Die Landesregierung verweist in Sachen Vertretungsverträge auf die Landeshaushaltsordnung, die Wirtschaftlichkeit und Sparsamkeit verlange. Weil sich die Zahl der Schüler und Klassen jährlich ändere und durch bildungspolitische Entscheidungen - etwa die Senkung des Klassenteilers - zusätzlicher Lehrerbedarf entstehen könne, werde "zielgerichtet auf das neue Schuljahr die Zahl der notwendigen Lehrkräfte und gegebenenfalls der notwendigen Einstellungen ermittelt", antwortete Kultusminister Helmut Rau (CDU) auf eine Landtagsanfrage der SPD. Auch bei den Referendaren sieht das Ministerium keinen Änderungsbedarf. "Nur weil im öffentlichen Schuldienst aus pädagogischen und organisatorischen Gründen der Schulbetrieb nach Schuljahren ausgerichtet ist, begründet dies keinen Anspruch auf unmittelbare Übernahme in den Schuldienst am letzten Schultag."

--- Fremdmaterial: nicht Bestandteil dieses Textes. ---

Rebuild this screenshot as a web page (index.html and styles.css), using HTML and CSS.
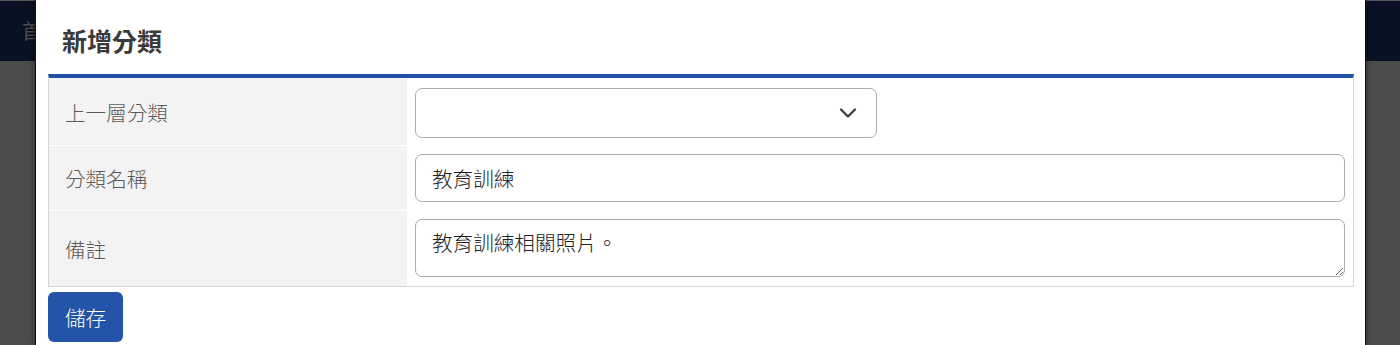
FILE: index.html
```html
<!DOCTYPE html>
<html lang="zh-Hant">
<head>
<meta charset="utf-8">
<title>新增分類</title>
<link rel="stylesheet" href="styles.css">
</head>
<body>
<div class="navbar"><span class="brand">首頁</span></div>
<div class="backdrop"></div>
<div class="modal">
  <div class="modal-header"><h2 class="modal-title">新增分類</h2></div>
  <div class="modal-body">
    <div class="form-table">
      <div class="label">上一層分類</div>
      <div class="field first">
        <div class="select">
          <svg class="chev" width="18" height="12" viewBox="0 0 18 12"><path d="M2 2.5 L9 9.5 L16 2.5" fill="none" stroke="#343a40" stroke-width="2.2" stroke-linecap="round" stroke-linejoin="round"/></svg>
        </div>
      </div>
      <div class="label">分類名稱</div>
      <div class="field"><input class="input" type="text" value="教育訓練"></div>
      <div class="label">備註</div>
      <div class="field last"><textarea class="textarea">教育訓練相關照片。</textarea></div>
    </div>
    <button class="btn">儲存</button>
  </div>
</div>
</body>
</html>
```
FILE: styles.css
```css
* { box-sizing: border-box; }
html, body { margin: 0; padding: 0; }
body {
  width: 1400px;
  height: 345px;
  overflow: hidden;
  background: #ffffff;
  font-family: "Noto Sans CJK TC", "Noto Sans", sans-serif;
  position: relative;
}
.navbar {
  height: 61px;
  background: #1e3a78;
  display: flex;
  align-items: center;
  padding-left: 22px;
}
.brand { color: #ffffff; font-size: 20px; }
.backdrop {
  position: absolute;
  inset: 0;
  background: rgba(0, 0, 0, 0.7);
  border-top: 1px solid #555;
}
.modal {
  position: absolute;
  top: 0;
  left: 35px;
  width: 1331px;
  height: 345px;
  background: #ffffff;
  border-left: 1px solid #111;
  border-right: 1px solid #111;
  box-shadow: 0 0 6px rgba(0,0,0,0.5);
}
.modal-header {
  padding: 22px 26px 0;
  height: 74px;
}
.modal-title {
  margin: 0;
  font-size: 25px;
  line-height: 36px;
  font-weight: 700;
  color: #3a3a3a;
}
.modal-body {
  padding: 0 11px 0 12px;
}
.form-table {
  display: grid;
  grid-template-columns: 358px 1fr;
  row-gap: 1px;
  border: 1px solid #d6d6d6;
  border-top: 4px solid #2151a3;
  background: #ffffff;
}
.label {
  background: #f3f3f3;
  color: #5a5a5a;
  font-size: 20.6px;
  font-weight: 300;
  padding-left: 16px;
  display: flex;
  align-items: center;
}
.field {
  padding: 8px;
  background: #ffffff;
}
.field.first { padding: 10px 8px 7px; }
.field.last { padding: 8px 8px 9px; }
.select {
  width: 462px;
  height: 50px;
  border: 1px solid #adadad;
  border-radius: 7px;
  display: flex;
  align-items: center;
  justify-content: flex-end;
  padding-right: 19px;
}
.input, .textarea {
  display: block;
  width: 100%;
  border: 1px solid #adadad;
  border-radius: 7px;
  font-family: "Noto Sans CJK TC", "Noto Sans", sans-serif;
  font-size: 20.6px;
  font-weight: 300;
  color: #222222;
  padding: 0 16px;
  background: #fff;
  outline: none;
}
.input { height: 48px; }
.textarea {
  height: 58px;
  padding-top: 9px;
  line-height: 27px;
  resize: vertical;
}
.btn {
  margin-top: 5px;
  height: 50px;
  padding: 0 17px;
  background: #2354a7;
  color: #ffffff;
  border: none;
  border-radius: 6px;
  font-family: "Noto Sans CJK TC", "Noto Sans", sans-serif;
  font-size: 20.6px;
  font-weight: 300;
  line-height: 50px;
}
```
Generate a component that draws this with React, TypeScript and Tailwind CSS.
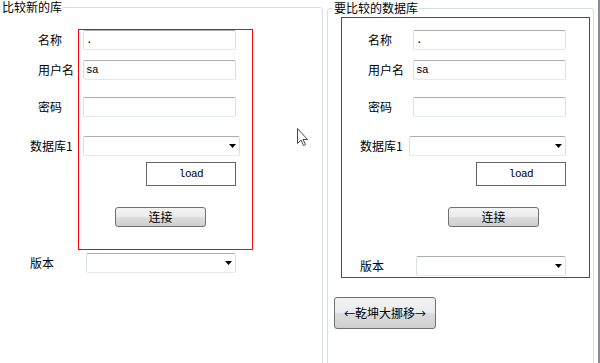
import React from "react";

const CJK = "font-[Noto_Sans_CJK_SC,sans-serif]";
const MONO = "font-[Liberation_Mono,monospace]";

function TextBox({ text = "", w = "w-[153px]" }: { text?: string; w?: string }) {
  return (
    <div
      className={`${w} h-[20px] shrink-0 bg-white border border-[#dbdfe6] border-t-[#abadb3] border-b-[#e3e9ef] rounded-[2px] pl-[2px] flex items-center text-[11px] tracking-[-0.5px] text-black ${MONO}`}
    >
      {text}
    </div>
  );
}

function ComboBox({ w = "w-[157px]" }: { w?: string }) {
  return (
    <div
      className={`${w} h-[20px] shrink-0 bg-white border border-[#dbdfe6] border-t-[#abadb3] border-b-[#e3e9ef] rounded-[2px] pr-[3px] flex items-center justify-end`}
    >
      <svg width="7" height="4" viewBox="0 0 7 4">
        <path d="M0 0H7L3.5 4Z" fill="#000" />
      </svg>
    </div>
  );
}

function LoadButton({ className = "" }: { className?: string }) {
  return (
    <div
      className={`w-[90px] h-[24px] bg-white border border-[#646464] flex items-center justify-center text-[11px] tracking-[-0.5px] text-black ${MONO} ${className}`}
    >
      load
    </div>
  );
}

function WinButton({ children, className = "" }: { children: React.ReactNode; className?: string }) {
  return (
    <div
      className={`border border-[#707070] rounded-[3px] bg-[linear-gradient(#f2f2f2_0%,#ebebeb_50%,#dddddd_50%,#cfcfcf_100%)] flex items-center justify-center text-[12px] text-black ${CJK} ${className}`}
    >
      {children}
    </div>
  );
}

function Label({ children, className = "" }: { children: React.ReactNode; className?: string }) {
  return <div className={`shrink-0 text-[12px] leading-[14px] text-black ${CJK} ${className}`}>{children}</div>;
}

export default function App() {
  return (
    <div className="relative w-[600px] h-[363px] overflow-hidden bg-white flex items-start">
      {/* Left group box */}
      <fieldset className="ml-[-4px] w-[327px] h-[420px] shrink-0 border border-[#d5dfe5] rounded-[3px] p-0 m-0">
        <legend className={`ml-[4px] px-[1px] text-[12px] leading-[14px] text-black ${CJK}`}>比较新的库</legend>
        <div className="flex mt-[15px]">
          <div className="w-[81px] shrink-0 pt-[1px] flex flex-col">
            <div className="h-[20px] flex items-center">
              <Label className="pl-[41px]">名称</Label>
            </div>
            <div className="h-[20px] mt-[10px] flex items-center">
              <Label className="pl-[41px]">用户名</Label>
            </div>
            <div className="h-[20px] mt-[17px] flex items-center">
              <Label className="pl-[41px]">密码</Label>
            </div>
            <div className="h-[20px] mt-[19px] flex items-center">
              <Label className="pl-[33px]">数据库1</Label>
            </div>
          </div>
          <div className="w-[175px] shrink-0 border border-[#ff0000] pl-[4px] pb-[22px] flex flex-col items-start">
            <TextBox text="." />
            <div className="mt-[10px]">
              <TextBox text="sa" />
            </div>
            <div className="mt-[17px]">
              <TextBox />
            </div>
            <div className="mt-[19px]">
              <ComboBox />
            </div>
            <LoadButton className="mt-[6px] ml-[63px]" />
            <WinButton className="mt-[21px] ml-[32px] w-[91px] h-[20px]">连接</WinButton>
          </div>
        </div>
        <div className="flex items-center mt-[3px]">
          <div className="w-[89px] shrink-0">
            <Label className="pl-[33px]">版本</Label>
          </div>
          <ComboBox w="w-[150px]" />
        </div>
      </fieldset>

      {/* Right group box */}
      <fieldset className="ml-[4px] mt-[1px] w-[267px] h-[420px] shrink-0 border border-[#d5dfe5] rounded-[3px] p-0">
        <legend className={`ml-[5px] px-[1px] text-[12px] leading-[14px] text-black ${CJK}`}>要比较的数据库</legend>
        <div className="ml-[13px] mt-[2px] w-[249px] border border-[#ff0000] pt-[12px] pb-[1px] flex flex-col items-start">
          <div className="flex items-center">
            <div className="w-[71px] shrink-0">
              <Label className="pl-[26px]">名称</Label>
            </div>
            <TextBox text="." />
          </div>
          <div className="flex items-center mt-[10px]">
            <div className="w-[71px] shrink-0">
              <Label className="pl-[26px]">用户名</Label>
            </div>
            <TextBox text="sa" />
          </div>
          <div className="flex items-center mt-[17px]">
            <div className="w-[71px] shrink-0">
              <Label className="pl-[26px]">密码</Label>
            </div>
            <TextBox />
          </div>
          <div className="flex items-center mt-[19px]">
            <div className="w-[67px] shrink-0">
              <Label className="pl-[18px]">数据库1</Label>
            </div>
            <ComboBox />
          </div>
          <LoadButton className="mt-[6px] ml-[134px]" />
          <WinButton className="mt-[21px] ml-[106px] w-[91px] h-[20px]">连接</WinButton>
          <div className="flex items-center mt-[29px]">
            <div className="w-[74px] shrink-0">
              <Label className="pl-[18px]">版本</Label>
            </div>
            <ComboBox w="w-[150px]" />
          </div>
        </div>
        <WinButton className="mt-[19px] ml-[6px] w-[102px] h-[32px]">
          <span className="text-[11px]">←</span>
          <span>乾坤大挪移</span>
          <span className="text-[11px]">→</span>
        </WinButton>
      </fieldset>

      <div className="ml-auto w-[2px] h-[363px] bg-[#8c8c94] shrink-0" />

      {/* mouse cursor */}
      <svg className="absolute left-[297px] top-[128px]" width="13" height="20" viewBox="0 0 13 20">
        <path
          d="M0.5 0.5 L0.5 15.5 L4 12 L6.5 17.5 L8.5 16.5 L6 11.5 L10.5 11.5 Z"
          fill="#fff"
          stroke="#4a4a4a"
          strokeWidth="1"
          strokeLinejoin="round"
        />
      </svg>
    </div>
  );
}
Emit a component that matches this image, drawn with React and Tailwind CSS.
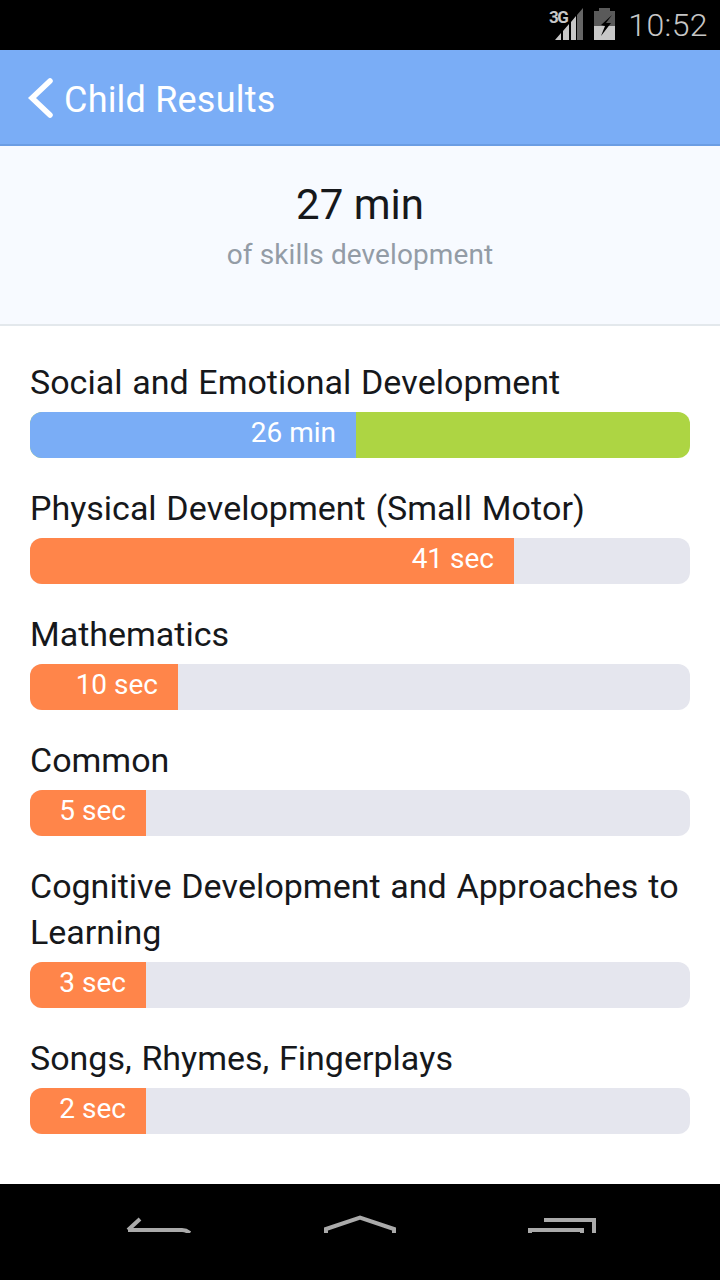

Die Lehrerverbände dagegen halten die Praxis der Landesregierung für falsch und fordern eine Gleichbehandlung mit den festangestellten Kollegen. Das hat auch die SPD-Fraktion im Landtag kürzlich beantragt. Die Regelung sei nicht nur "beschäftigungspolitisch falsch und gegenüber den Betroffenen unsozial", kritisierte der SPD-Abgeordnete Gunter Kaufmann, sie sei auch "pädagogisch unsinnig und organisatorisch sehr aufwendig". Weder Schulleitung noch die betroffenen Lehrer könnten sich angemessen auf das neue Schuljahr vorbereiten. Die Grünen-Abgeordnete Renate Rastätter wies darauf hin, dass ein Teil der Betroffenen in andere Bundesländer abgewandert seien, weil sie dort eher eingestellt wurden. Deshalb müsse das Kultusministerium jetzt in anderen Ländern umständlich um Lehrer werben.

Mit der Mehrheit von CDU und FDP wurde der SPD-Antrag allerdings abgelehnt. Angesichts der schwierigen Haushaltslage sei eine durchgehende Anstellung nicht finanzierbar.